TASK INSTRUCTIONS –
Print, word for word, every line from the beginning of the listing up to and including the line with "string; titleGap: string;". Pictures are to be excluded.

══ DATASET EXCERPT

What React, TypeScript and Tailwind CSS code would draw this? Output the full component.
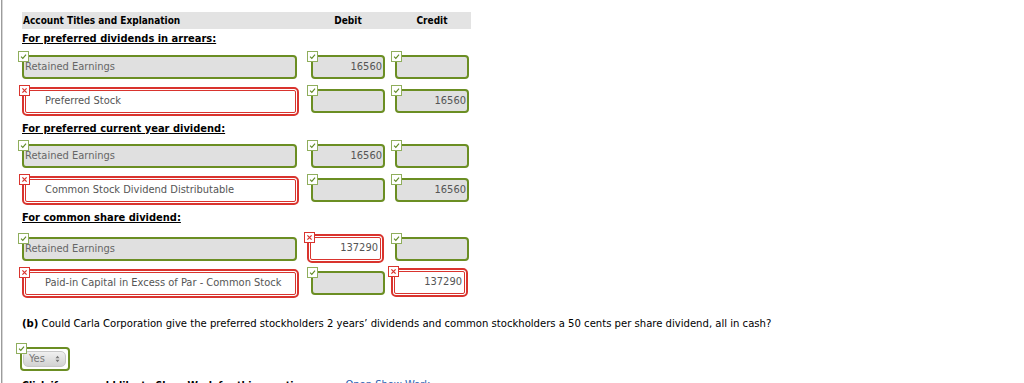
import React from 'react'

type Cell = { text?: string; ok: boolean }
type Row = { account: Cell; debit: Cell; credit: Cell }
type Section = { title: string; titleGap: string; rowsGap: string; rows: Row[] }

const sections: Section[] = [
  {
    title: 'For preferred dividends in arrears:',
    titleGap: 'mt-[3px]',
    rowsGap: 'mt-[9px]',
    rows: [
      { account: { text: 'Retained Earnings', ok: true }, debit: { text: '16560', ok: true }, credit: { ok: true } },
      { account: { text: 'Preferred Stock', ok: false }, debit: { ok: true }, credit: { text: '16560', ok: true } },
    ],
  },
  {
    title: 'For preferred current year dividend:',
    titleGap: 'mt-[9px]',
    rowsGap: 'mt-[8px]',
    rows: [
      { account: { text: 'Retained Earnings', ok: true }, debit: { text: '16560', ok: true }, credit: { ok: true } },
      { account: { text: 'Common Stock Dividend Distributable', ok: false }, debit: { ok: true }, credit: { text: '16560', ok: true } },
    ],
  },
  {
    title: 'For common share dividend:',
    titleGap: 'mt-[9px]',
    rowsGap: 'mt-[12px]',
    rows: [
      { account: { text: 'Retained Earnings', ok: true }, debit: { text: '137290', ok: false }, credit: { ok: true } },
      { account: { text: 'Paid-in Capital in Excess of Par - Common Stock', ok: false }, debit: { ok: true }, credit: { text: '137290', ok: false } },
    ],
  },
]

function Check() {
  return (
    <span className="absolute -left-[6px] -top-[6px] z-10 flex h-[11px] w-[11px] items-center justify-center border border-[#8fae5c] bg-white">
      <svg viewBox="0 0 10 10" className="h-[7px] w-[7px]">
        <path d="M1.5 5.2 L4 7.6 L8.6 2.4" fill="none" stroke="#5f8a24" strokeWidth="1.6" />
      </svg>
    </span>
  )
}

function Cross() {
  return (
    <span className="absolute -left-[7px] -top-[6px] z-10 flex h-[11px] w-[11px] items-center justify-center border border-[#d9342e] bg-white">
      <svg viewBox="0 0 10 10" className="h-[7px] w-[7px]">
        <path d="M2 2 L8 8 M8 2 L2 8" fill="none" stroke="#d9342e" strokeWidth="1.8" />
      </svg>
    </span>
  )
}

function AccountField({ cell }: { cell: Cell }) {
  if (cell.ok) {
    return (
      <div className="relative flex h-[24px] w-[275px] items-center rounded-[4px] border-2 border-[#6b8e23] bg-[#e0e0e0] pl-[1px] text-[11px] text-[#666]">
        <Check />
        {cell.text}
      </div>
    )
  }
  return (
    <div className="relative ml-[3px] mt-[1px] flex h-[23px] w-[271px] items-center rounded-[2px] border border-[#d9342e] bg-white pl-[19px] text-[11px] text-[#555] outline-2 outline-offset-1 outline-[#d9342e]">
      <Cross />
      {cell.text}
    </div>
  )
}

function AmountField({ cell }: { cell: Cell }) {
  if (cell.ok) {
    return (
      <div className="relative flex h-[24px] w-[74px] items-center justify-end rounded-[4px] border-2 border-[#6b8e23] bg-[#e0e0e0] pr-[1px] text-[11px] text-[#555]">
        <Check />
        {cell.text}
      </div>
    )
  }
  return (
    <div className="relative ml-[-1px] flex h-[23px] w-[71px] items-center justify-end rounded-[2px] border border-[#d9342e] bg-white pr-[2px] text-[11px] text-[#555] outline-2 outline-offset-1 outline-[#d9342e]">
      <Cross />
      {cell.text}
    </div>
  )
}

function EntryRow({ row }: { row: Row }) {
  return (
    <div className="flex h-[24px]">
      <div className="w-[276px]">
        <AccountField cell={row.account} />
      </div>
      <div className="ml-[13px] w-[74px]">
        <AmountField cell={row.debit} />
      </div>
      <div className="ml-[10px] w-[74px]">
        <AmountField cell={row.credit} />
      </div>
    </div>
  )
}

export default function App() {
  return (
    <div
      className="flex min-h-screen bg-white text-black"
      style={{ fontFamily: '"DejaVu Sans Condensed", "DejaVu Sans", sans-serif' }}
    >
      <div className="ml-px w-px bg-[#9c9c9c]" />
      <div className="w-px bg-[#d6d6d6]" />

      <div className="flex-1 pl-[19px] pt-[12px]">
        {/* journal table */}
        <div className="flex h-[17px] w-[449px] items-center bg-[#e3e3e3] text-[10px] font-bold">
          <div className="w-[289px] pl-[1px]">Account Titles and Explanation</div>
          <div className="w-[74px] text-center">Debit</div>
          <div className="ml-[10px] w-[74px] text-center">Credit</div>
        </div>

        {sections.map((s) => (
          <div key={s.title}>
            <div className={`${s.titleGap} h-[14px] text-[11px] font-bold leading-[14px] underline`}>{s.title}</div>
            <div className={`${s.rowsGap} flex flex-col gap-[10px]`}>
              {s.rows.map((r, i) => (
                <EntryRow key={i} row={r} />
              ))}
            </div>
          </div>
        ))}

        {/* part b */}
        <div className="mt-[22px] h-[14px] text-[11.2px] leading-[14px]">
          <span className="font-bold">(b)</span> Could Carla Corporation give the preferred stockholders 2 years’ dividends and common
          stockholders a 50 cents per share dividend, all in cash?
        </div>

        <div className="relative ml-[-2px] mt-[16px] flex h-[24px] w-[50px] items-center rounded-[4px] border-2 border-[#6b8e23] bg-white pl-[1px]">
          <Check />
          <div className="flex h-[16px] w-[43px] items-center justify-between rounded-[5px] border border-[#c8c8c8] bg-gradient-to-b from-[#f0f0f0] to-[#d2d2d2] px-[5px] text-[11px] text-[#777]">
            <span>Yes</span>
            <svg viewBox="0 0 6 10" className="h-[8px] w-[5px]">
              <path d="M0.5 4 L3 1 L5.5 4 Z M0.5 6 L3 9 L5.5 6 Z" fill="#777" />
            </svg>
          </div>
        </div>

        <div className="mt-[7px] flex items-start gap-[35px] text-[11px] leading-[14px]">
          <span className="text-[10.5px] font-bold leading-[14px]">Click if you would like to Show Work for this question:</span>
          <span className="text-[#2a5db0]">Open Show Work</span>
        </div>
      </div>
    </div>
  )
}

════

RESPONSE TO THIS EXERCISE –
What React, TypeScript and Tailwind CSS code would draw this? Output the full component.
import React from 'react'

type Cell = { text?: string; ok: boolean }
type Row = { account: Cell; debit: Cell; credit: Cell }
type Section = { title: string; titleGap: string; rowsGap: string; rows: Row[] }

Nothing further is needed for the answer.